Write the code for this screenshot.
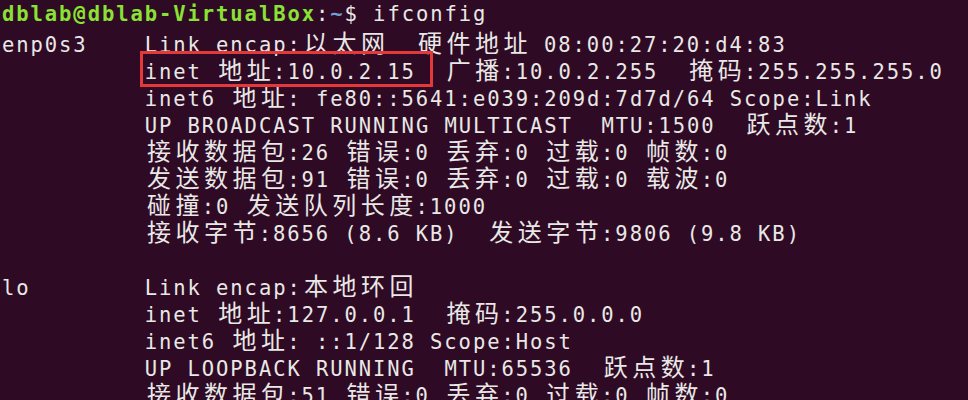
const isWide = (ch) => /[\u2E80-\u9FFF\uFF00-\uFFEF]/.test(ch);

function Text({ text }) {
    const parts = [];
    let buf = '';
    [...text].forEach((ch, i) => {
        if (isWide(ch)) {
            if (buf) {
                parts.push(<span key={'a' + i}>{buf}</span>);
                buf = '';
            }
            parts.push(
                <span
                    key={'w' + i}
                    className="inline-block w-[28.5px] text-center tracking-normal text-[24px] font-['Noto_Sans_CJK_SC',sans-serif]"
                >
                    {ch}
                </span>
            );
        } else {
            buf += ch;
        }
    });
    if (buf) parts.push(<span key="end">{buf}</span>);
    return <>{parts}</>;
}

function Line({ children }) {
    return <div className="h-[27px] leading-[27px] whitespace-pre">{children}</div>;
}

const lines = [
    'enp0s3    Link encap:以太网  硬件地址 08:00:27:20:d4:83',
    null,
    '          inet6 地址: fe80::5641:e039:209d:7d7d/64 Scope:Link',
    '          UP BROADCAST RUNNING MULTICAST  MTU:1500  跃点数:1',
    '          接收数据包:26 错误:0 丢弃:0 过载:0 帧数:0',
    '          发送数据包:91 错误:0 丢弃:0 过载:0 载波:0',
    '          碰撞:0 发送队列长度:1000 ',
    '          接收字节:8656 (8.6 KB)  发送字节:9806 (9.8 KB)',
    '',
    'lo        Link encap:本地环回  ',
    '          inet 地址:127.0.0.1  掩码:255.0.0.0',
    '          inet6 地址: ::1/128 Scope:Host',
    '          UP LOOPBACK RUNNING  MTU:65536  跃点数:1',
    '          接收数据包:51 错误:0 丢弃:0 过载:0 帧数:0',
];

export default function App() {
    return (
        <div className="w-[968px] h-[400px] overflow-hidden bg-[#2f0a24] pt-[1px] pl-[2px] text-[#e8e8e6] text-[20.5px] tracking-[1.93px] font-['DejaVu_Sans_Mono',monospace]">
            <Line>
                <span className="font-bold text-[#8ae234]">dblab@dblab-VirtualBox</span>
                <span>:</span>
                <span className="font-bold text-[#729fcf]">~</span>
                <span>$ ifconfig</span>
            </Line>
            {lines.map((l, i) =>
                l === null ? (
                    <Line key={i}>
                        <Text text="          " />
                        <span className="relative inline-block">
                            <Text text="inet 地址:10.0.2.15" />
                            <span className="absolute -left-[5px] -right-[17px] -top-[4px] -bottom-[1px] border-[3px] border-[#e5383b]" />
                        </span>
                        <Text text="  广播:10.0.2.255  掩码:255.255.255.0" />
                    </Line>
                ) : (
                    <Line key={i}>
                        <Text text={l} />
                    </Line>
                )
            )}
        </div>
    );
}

*PROBLEM DESCRIPTION*.
Repeat the listing above exactly, with no pictures.

*FINAL RESULT*.
Write the code for this screenshot.
const isWide = (ch) => /[\u2E80-\u9FFF\uFF00-\uFFEF]/.test(ch);

function Text({ text }) {
    const parts = [];
    let buf = '';
    [...text].forEach((ch, i) => {
        if (isWide(ch)) {
            if (buf) {
                parts.push(<span key={'a' + i}>{buf}</span>);
                buf = '';
            }
            parts.push(
                <span
                    key={'w' + i}
                    className="inline-block w-[28.5px] text-center tracking-normal text-[24px] font-['Noto_Sans_CJK_SC',sans-serif]"
                >
                    {ch}
                </span>
            );
        } else {
            buf += ch;
        }
    });
    if (buf) parts.push(<span key="end">{buf}</span>);
    return <>{parts}</>;
}

function Line({ children }) {
    return <div className="h-[27px] leading-[27px] whitespace-pre">{children}</div>;
}

const lines = [
    'enp0s3    Link encap:以太网  硬件地址 08:00:27:20:d4:83',
    null,
    '          inet6 地址: fe80::5641:e039:209d:7d7d/64 Scope:Link',
    '          UP BROADCAST RUNNING MULTICAST  MTU:1500  跃点数:1',
    '          接收数据包:26 错误:0 丢弃:0 过载:0 帧数:0',
    '          发送数据包:91 错误:0 丢弃:0 过载:0 载波:0',
    '          碰撞:0 发送队列长度:1000 ',
    '          接收字节:8656 (8.6 KB)  发送字节:9806 (9.8 KB)',
    '',
    'lo        Link encap:本地环回  ',
    '          inet 地址:127.0.0.1  掩码:255.0.0.0',
    '          inet6 地址: ::1/128 Scope:Host',
    '          UP LOOPBACK RUNNING  MTU:65536  跃点数:1',
    '          接收数据包:51 错误:0 丢弃:0 过载:0 帧数:0',
];

export default function App() {
    return (
        <div className="w-[968px] h-[400px] overflow-hidden bg-[#2f0a24] pt-[1px] pl-[2px] text-[#e8e8e6] text-[20.5px] tracking-[1.93px] font-['DejaVu_Sans_Mono',monospace]">
            <Line>
                <span className="font-bold text-[#8ae234]">dblab@dblab-VirtualBox</span>
                <span>:</span>
                <span className="font-bold text-[#729fcf]">~</span>
                <span>$ ifconfig</span>
            </Line>
            {lines.map((l, i) =>
                l === null ? (
                    <Line key={i}>
                        <Text text="          " />
                        <span className="relative inline-block">
                            <Text text="inet 地址:10.0.2.15" />
                            <span className="absolute -left-[5px] -right-[17px] -top-[4px] -bottom-[1px] border-[3px] border-[#e5383b]" />
                        </span>
                        <Text text="  广播:10.0.2.255  掩码:255.255.255.0" />
                    </Line>
                ) : (
                    <Line key={i}>
                        <Text text={l} />
                    </Line>
                )
            )}
        </div>
    );
}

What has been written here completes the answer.